マレーと血みどろのトランク

わたしはブリュッセルで一枚の絵をみた。ダヴィッドの「マレーの暗殺」(”Marat assassiné”1793 , 165 x 128 cm , ベルギー王立美術館)という絵。美術史では有名な絵で、見たいとおもっていたものだ。

マレーが入浴中に暗殺されたシーンであるけれども、湯船にある暗い血の色をなぜかよく覚えていて。

そう、こんな色だった。それで、来年6月の第55回ヴェネツィア・ビエンナーレの作家に選出された、田中功起さん。わたしが田中さんを知ったきっかけは、「六本木クロッシング」(2004、森美術館)に出ていた「トランクと血と光」という作品だった。

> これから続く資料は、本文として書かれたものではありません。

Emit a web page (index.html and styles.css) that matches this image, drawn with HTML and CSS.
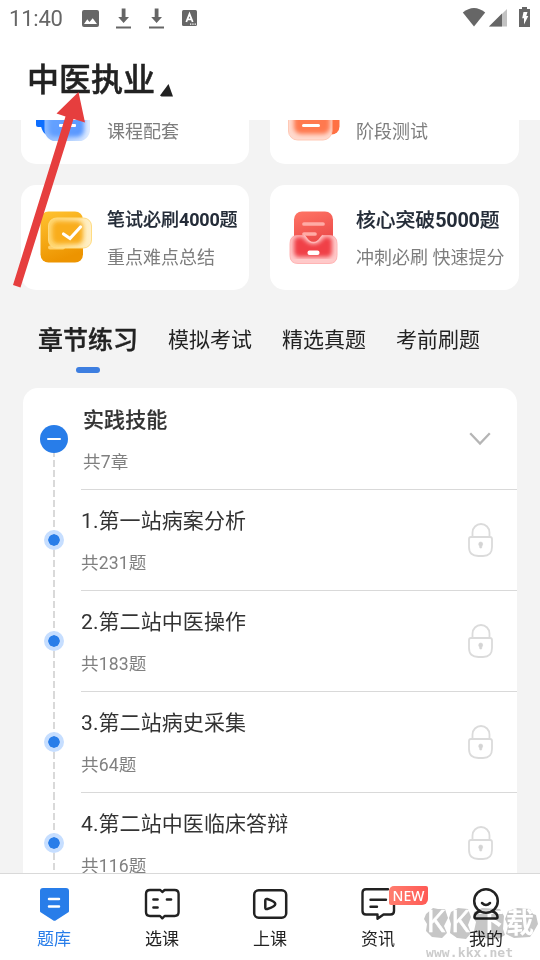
FILE: index.html
```html
<!DOCTYPE html>
<html lang="zh-CN">
<head>
<meta charset="utf-8">
<title>题库</title>
<link rel="stylesheet" href="styles.css">
</head>
<body>
<div class="app">
  <header class="header">
    <div class="status">
      <span class="clock">11:40</span>
      <svg class="status-left" width="125" height="30" viewBox="75 0 125 30" fill="#666">
        <path fill-rule="evenodd" d="M84 10h13q2 0 2 2v13q0 2-2 2H84q-2 0-2-2V12q0-2 2-2zm0 14h13l-4.300-5.800-3.200 3.800-2.200-2.700z"/>
        <path d="M121.700 8.500h3.800v8.500h3.500l-5.400 6-5.400-6h3.500zM116 26.500h15v2h-15zM154.700 8.500h3.800v8.500h3.500l-5.400 6-5.400-6h3.500zM149 26.500h15v2h-15z"/>
        <rect x="182" y="10" width="15" height="16" rx="1.500"/>
        <path d="M186.300 22l3.200-8 3.200 8M187.500 19.300h4" fill="none" stroke="#fff" stroke-width="1.800"/>
        <path d="M190 23.500h1.300v1.300H190zm2.300 0h1.300v1.300h-1.300zm2.300 0h1.300v1.300h-1.300z" fill="#fff"/>
      </svg>
      <svg class="status-right" width="75" height="30" viewBox="460 0 75 30" fill="#666">
        <path d="M474 26.500L462.800 12.500Q474 3.500 485.200 12.500z"/>
        <path d="M489 26.500L507 9v17.500z" fill="#c2c2c2"/><path d="M489 26.500L502 13.500v13z"/>
        <path d="M522 7h5v2h3v18h-11V9h3z"/>
        <path d="M523.500 12h4l-1.200 4h2l-4.300 8.500v-6.300h-1.800z" fill="#fff"/>
      </svg>
    </div>
    <div class="exam"><h1>中医执业</h1><svg width="13" height="13" viewBox="0 0 13 13"><path d="M8.500 0L13 12.500H1.500L0 11.500z" fill="#222"/></svg></div>
  </header>

  <main class="content">
    <section class="cards">
      <article class="card card-scrolled">
        <svg class="card-icon" width="60" height="60" viewBox="34 78 60 60">
          <defs><linearGradient id="b1" x2="1" y2="1"><stop stop-color="#6da8ff"/><stop offset="1" stop-color="#5796ff"/></linearGradient><linearGradient id="b2"><stop stop-color="#8bb9ff"/><stop offset="1" stop-color="#dfebff"/></linearGradient><filter id="soft"><feGaussianBlur stdDeviation="2.200"/></filter></defs>
          <path d="M36 82h43v42H38q-2 0-2-2z" fill="#0d6eff"/>
          <path d="M41 123.500h5v8q-3.500-2-5-8z" fill="#0d6eff"/>
          <rect x="44.500" y="90" width="45.500" height="48.500" rx="12" fill="url(#b2)"/>
          <rect x="48" y="92" width="36" height="42" rx="7" fill="url(#b1)" filter="url(#soft)"/>
          <rect x="59" y="121" width="17" height="3" rx="1" fill="#fff"/>
        </svg>
        <div class="card-text"><p>课程配套</p></div>
      </article>
      <article class="card card-right card-scrolled">
        <svg class="card-icon" width="60" height="60" viewBox="285 80 60 60">
          <rect x="299" y="84" width="40.500" height="49.500" rx="8" fill="#ff7043"/>
          <rect x="288.500" y="96.500" width="43.500" height="42.500" rx="9" fill="#ffd9cd" stroke="#ffc9b6"/>
          <rect x="294" y="98" width="36" height="35" rx="7" fill="#ff7950" filter="url(#soft)"/>
          <rect x="302" y="123" width="18" height="3" rx="1.500" fill="#fff"/>
        </svg>
        <div class="card-text"><p>阶段测试</p></div>
      </article>
      <article class="card">
        <svg class="card-icon" width="60" height="60" viewBox="34 207 60 60">
          <defs><linearGradient id="y1" x2=".3" y2="1"><stop stop-color="#ffc331"/><stop offset="1" stop-color="#ed9400"/></linearGradient><linearGradient id="y2"><stop stop-color="#ffd66e"/><stop offset="1" stop-color="#fff0ca"/></linearGradient></defs>
          <rect x="40.500" y="211.500" width="42.500" height="51" rx="8" fill="url(#y1)"/>
          <rect x="48" y="245.500" width="17" height="4" rx="2" fill="#ffd06a"/>
          <rect x="48.500" y="218" width="43" height="30" rx="8" fill="url(#y2)" stroke="#ffdc82"/>
          <rect x="52" y="221" width="31" height="23" rx="6" fill="#f9ad1d" filter="url(#soft)"/>
          <path d="M63.500 234l6.500 4.500 10.500-11.500" fill="none" stroke="#fff" stroke-width="3.200" stroke-linecap="round"/>
        </svg>
        <div class="card-text"><h2>笔试必刷<b>4000</b>题</h2><p>重点难点总结</p></div>
      </article>
      <article class="card card-right">
        <svg class="card-icon" width="60" height="60" viewBox="285 207 60 60">
          <defs><linearGradient id="r1" x2=".3" y2="1"><stop stop-color="#ff7565"/><stop offset="1" stop-color="#e84345"/></linearGradient></defs>
          <rect x="294" y="211.500" width="39" height="42" rx="8" fill="url(#r1)"/>
          <path d="M304 224h19M304 234h11" stroke="#ffaba5" stroke-width="3.700" stroke-linecap="round"/>
          <path d="M298 235.500h6c2 0 3 7 9.500 7s7-7 9.500-7h6q8 0 8 8v12q0 8-8 8h-31q-8 0-8-8v-12q0-8 8-8z" fill="#ffc9c9" stroke="#ffb4b4"/>
          <path d="M298 237h5q4 7 10.500 7t10.500-7h5q3 0 3 5v9q0 6-5 6h-28q-5 0-5-6v-9q0-5 4-5z" fill="#f04046" filter="url(#soft)"/>
          <path d="M304 235.500c2 0 3 7 9.500 7s7-7 9.500-7" fill="none" stroke="#ffb4b4" stroke-width="1.300"/>
          <rect x="307.500" y="250.500" width="12" height="4.500" rx="2" fill="#fff"/>
        </svg>
        <div class="card-text"><h2>核心突破<b>5000</b>题</h2><p>冲刺必刷 快速提分</p></div>
      </article>
    </section>

    <nav class="tabs">
      <span class="tab active">章节练习</span><span class="tab">模拟考试</span><span class="tab">精选真题</span><span class="tab">考前刷题</span>
    </nav>

    <section class="chapters">
      <div class="row group">
        <div class="rail"><i class="toggle"></i></div>
        <div class="row-body"><div><h3>实践技能</h3><p>共7章</p></div>
          <svg class="chevron" width="22" height="14" viewBox="0 0 22 14"><path d="M1.200 1.300L11 11.500 20.800 1.300" fill="none" stroke="#b5b5b5" stroke-width="2.300"/></svg></div>
      </div>
      <div class="row"><div class="rail"><i class="dot"></i></div><div class="row-body"><div><h3>1.第一站病案分析</h3><p>共231题</p></div><svg class="lock" width="26" height="34"><use href="#lock"/></svg></div></div>
      <div class="row"><div class="rail"><i class="dot"></i></div><div class="row-body"><div><h3>2.第二站中医操作</h3><p>共183题</p></div><svg class="lock" width="26" height="34"><use href="#lock"/></svg></div></div>
      <div class="row"><div class="rail"><i class="dot"></i></div><div class="row-body"><div><h3>3.第二站病史采集</h3><p>共64题</p></div><svg class="lock" width="26" height="34"><use href="#lock"/></svg></div></div>
      <div class="row"><div class="rail"><i class="dot"></i></div><div class="row-body"><div><h3>4.第二站中医临床答辩</h3><p>共116题</p></div><svg class="lock" width="26" height="34"><use href="#lock"/></svg></div></div>
    </section>
  </main>

  <nav class="bottom">
    <a class="item on"><svg width="40" height="36" viewBox="34 886 40 36"><path d="M43 888h23q3 0 3 3v20q0 1-1 1.600l-12 7.700q-1.500 1-3 0l-12-7.700q-1-.6-1-1.600v-20q0-3 3-3z" fill="#287de9"/><path d="M49 899h10M49 906.500h10" stroke="#fff" stroke-width="2.500" stroke-linecap="round"/></svg><span>题库</span></a>
    <a class="item"><svg width="40" height="36" viewBox="142 886 40 36" fill="none" stroke="#222" stroke-width="2.400" stroke-linejoin="round" stroke-linecap="round"><path d="M162.300 892l-2-2H150q-4 0-4 4v18q0 4 4 4h10l2.300 2.300 2.300-2.300h10q4 0 4-4v-18q0-4-4-4h-10z"/><path d="M153.500 899.500h4M167 899.500h4M153.500 907.500h4" stroke-width="2.700"/></svg><span>选课</span></a>
    <a class="item"><svg width="40" height="36" viewBox="250 886 40 36" fill="none" stroke="#222" stroke-width="2.500" stroke-linejoin="round"><rect x="254.200" y="890.200" width="32" height="27.500" rx="4.500"/><path d="M265.300 900.500q0-2 2-1.500 8 2.500 8 5t-8 5q-2 .5-2-1.500z"/></svg><span>上课</span></a>
    <a class="item"><svg width="40" height="36" viewBox="358 886 40 36" fill="none" stroke="#222" stroke-width="2.400" stroke-linejoin="round" stroke-linecap="round"><path d="M388 889.300h-22q-3.500 0-3.500 3.500V911q0 3.500 3.500 3.500h11.500v4.300l6-4.300h7q3.500 0 3.500-3.500v-6M370.500 899.700H386M370.500 906.700h6.500"/></svg><b class="badge">NEW</b><span>资讯</span></a>
    <a class="item"><svg width="40" height="36" viewBox="466 886 40 36" fill="none" stroke="#222" stroke-width="2.500" stroke-linejoin="round" stroke-linecap="round"><circle cx="486" cy="901" r="11.800"/><path d="M482 903q4 4 8 0M479.500 911.500q-5 1.500-5 5.500 0 1.500 1.500 1.500h20q1.500 0 1.500-1.500 0-4-5-5.500"/></svg><span>我的</span></a>
  </nav>

  <svg class="arrow" width="100" height="210" viewBox="0 85 100 210"><path d="M78.500 92L85 122.500 73.500 119 20.500 287.500 13 285 65.500 116.500 56.500 113.500z" fill="#e63e3e"/></svg>
  <div class="watermark">
    <svg width="118" height="36" viewBox="422 906 118 36">
      <g fill="#c6c6c6"><path d="M426 914l7-6 5 1 7 0 3 9-4 8 3 7-5 5-10-1-6-6 1-7-3-5z"/><path d="M451 912l7-4 10 1 3 8-3 8 3 8-5 6-9-1-7-5 1-9-2-6z"/><path d="M474 912l8-4 18 1 4 7-1 13 2 6-7 4-17-1-7-7 2-9-3-5z"/><path d="M508 911l9-3 13 1 3 5 3 1 2 9-4 7-4 6-16 1-8-4 2-8-3-7z"/></g>
      <text class="mark" x="426.500" y="932">K</text><text class="mark" x="451" y="932">K</text><text class="mark mark-cjk" x="476" y="933" textLength="58">下载</text>
    </svg>
    <div class="site">www.kkx.net</div>
  </div>
</div>
<svg class="defs" width="0" height="0"><defs><g id="lock" fill="none" stroke="#dbdbdb" stroke-width="1.800"><path d="M4.500 14V9.500a8.500 8.500 0 0 1 17 0V14"/><path d="M3 14h19q2 0 2 2v8q0 9-9 9h-4.500q-9.500 0-9.500-9v-8q0-2 2-2z"/><path d="M12.700 19q2 0 2 2 0 1-.8 2l-.4 2h-1.600l-.4-2q-.8-1-.8-2 0-2 2-2z" fill="#d4d4d4" stroke="#d4d4d4" stroke-width=".6"/></g></defs></svg>
</body>
</html>
```
FILE: styles.css
```css
* { box-sizing: border-box; margin: 0; padding: 0; }
body { width: 540px; height: 960px; overflow: hidden; font-family: Roboto, "Noto Sans CJK SC", sans-serif; color: #333; background: #f3f3f3; }
svg { display: block; flex: none; }
.app { position: relative; width: 540px; height: 960px; display: flex; flex-direction: column; overflow: hidden; background: #fff; }
.header { height: 120px; flex: none; background: #fff; }
.status { height: 36px; display: flex; align-items: flex-start; padding-left: 9px; }
.clock { width: 66px; font-size: 22px; line-height: 38px; color: #666; letter-spacing: -0.2px; }
.status-right { margin-left: auto; margin-right: 5px; }
.exam { display: flex; padding-left: 27px; gap: 5px; }
.exam h1 { font-size: 32px; line-height: 48px; margin-top: 20px; font-weight: 500; color: #222; -webkit-text-stroke: 0.5px #222; }
.exam svg { margin-top: 48px; }

.content { flex: 1; min-height: 0; overflow: hidden; background: #f3f3f3; }
.cards { display: grid; grid-template-columns: 228px 249px; gap: 21px; margin: -61px 21px 0; }
.card { height: 105px; border-radius: 15px; background: #fff; display: flex; padding: 22px 0 0 13px; }
.card-right { padding-left: 15px; }
.card-text { margin-left: 13px; white-space: nowrap; }
.card-right .card-text { margin-left: 11px; }
.card-scrolled .card-text { padding-top: 26px; }
.card h2 { font-size: 18px; line-height: 26px; font-weight: 500; color: #242c38; -webkit-text-stroke: 0.2px #242c38; }
.card h2 b { font-weight: 700; letter-spacing: -0.2px; -webkit-text-stroke: 0; }
.card-right h2 { font-size: 19.8px; line-height: 28px; }
.card p { font-size: 18px; line-height: 26px; margin-top: 12px; color: #7d7d7d; }
.card-right h2 + p { margin-top: 10px; }

.tabs { display: flex; gap: 30px; height: 98px; padding: 30px 0 0 38px; }
.tab { font-size: 21px; line-height: 40px; color: #222; white-space: nowrap; }
.tab.active { font-size: 25px; line-height: 42px; font-weight: 500; -webkit-text-stroke: 0.4px #222; }
.tab.active::after { content: ""; display: block; width: 24px; height: 6px; margin: 5px auto 0; border-radius: 3px; background: #3d7ee0; }

.chapters { margin: 0 23px; border-radius: 15px 15px 0 0; background: #fff; }
.row { display: flex; height: 101px; }
.row.group { height: 102px; }
.rail { width: 58px; flex: none; display: flex; justify-content: center; align-items: center; padding: 0 0 2px 4px; background: repeating-linear-gradient(to bottom, #d9d9d9 0 7px, transparent 7px 10px) 30px 0 / 2px 100% no-repeat; }
.group .rail { padding-bottom: 0; background-position: 30px 52px; }
.toggle { width: 28px; height: 28px; border-radius: 50%; background: #287de9; display: flex; align-items: center; justify-content: center; }
.toggle::after { content: ""; width: 14px; height: 2px; background: #fff; border-radius: 1px; }
.dot { width: 20px; height: 20px; border: 4px solid #c6deff; border-radius: 50%; background: #287de9; background-clip: padding-box; }
.row-body { flex: 1; display: flex; justify-content: space-between; border-bottom: 1px solid #d9d9d9; padding-right: 23px; }
.row:last-child .row-body { border-bottom: 0; }
.row h3 { font-size: 21px; line-height: 30px; margin-top: 16px; font-weight: 400; color: #333; letter-spacing: 0.08px; }
.row p { font-size: 17.6px; line-height: 26px; margin-top: 14px; color: #808080; letter-spacing: 0.1px; }
.group .row-body > div { padding-left: 2px; }
.group h3 { font-weight: 500; margin-top: 17px; -webkit-text-stroke: 0.2px #333; }
.group p { margin-top: 14px; }
.chevron { margin: 44px 3px 0 0; }
.lock { margin-top: 33px; overflow: visible; }

.bottom { height: 87px; flex: none; display: grid; grid-template-columns: repeat(5, 108px); background: #fff; border-top: 1px solid #d9d9d9; }
.item { position: relative; display: flex; flex-direction: column; align-items: center; padding-top: 12px; font-size: 17px; line-height: 24px; color: #222; }
.item span { margin-top: 5px; }
.item.on { color: #287de9; }
.badge { position: absolute; left: 65px; top: 12px; width: 39px; height: 19px; border-radius: 5px 2px 6px 2px; background: linear-gradient(90deg, #ff7d6e, #ff5a55); color: #fff; font: 500 14px/20px "Noto Sans", sans-serif; text-align: center; }

.arrow { position: absolute; left: 0; top: 85px; }
.watermark { position: absolute; left: 422px; top: 906px; mix-blend-mode: multiply; }
.mark { font: 400 30px "Noto Sans", sans-serif; fill: #fff; stroke: #fff; stroke-width: 0.5px; }
.mark-cjk { font: 700 28px "Noto Sans CJK SC", sans-serif; stroke: none; }
.site { font: 700 13px/14px "DejaVu Sans Mono", monospace; color: #ccc; margin: 4px 0 0 4px; letter-spacing: 0.1px; }
.defs { position: absolute; }
```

これが強烈だったんだよね。

これは確か、部屋の隅っこにプロジェクションされていて、入口に「気分が悪くなる恐れがありますので、ご注意ください」のような注意書きの看板がかけられていたのを覚えている。

中に入ると、湯船からドバドバと血があふれるかのような映像があった。

湯船で暗殺されたマレー。湯船からあふれる液体。これをみたとき、すぐマレーの暗殺を思い出したのはそういう繋がりからだった。でも、これはその液体が血なのかそうじゃないのか奇妙な境界をみせていた。

あるいは、トランクをあけると血があふれたり、トランクとともに道路に流れる血。


これはかき氷にかけてもらうストロベリーシロップのような感覚を受けたし、わたしが怪我をしたときに体内から出てくる血の色と違うし、マレーとも違う、妙な感じで「これは血ではない」「これは血だ」と迷うわたしがそこにいて、生理的な迷いがあった。あるいは血は紛争、スポーツでのアクシデントであったり、あるいは屠殺であったり・・・。赤い飲み物のような雰囲気もあった。
田中さんは血の色を最大限、再現できなかったのだろうか・・・それとも田中さんとわたしのあいだに血の色の感覚にずれがあるのか。

わたしが見ていたとき、ちょうど女性グループが入って来たのだけど、この映像にあからさまに嫌悪の表情をしてすぐ出て行ってしまった。血だと認識したのだろう。たしかに、これはみていて気持ちいいとかそういう感情にはなれない。それ以上にどうしてわたしたちはこれを「血」と認識してしまうのだろう。そういうことが田中さんとの出会いだった。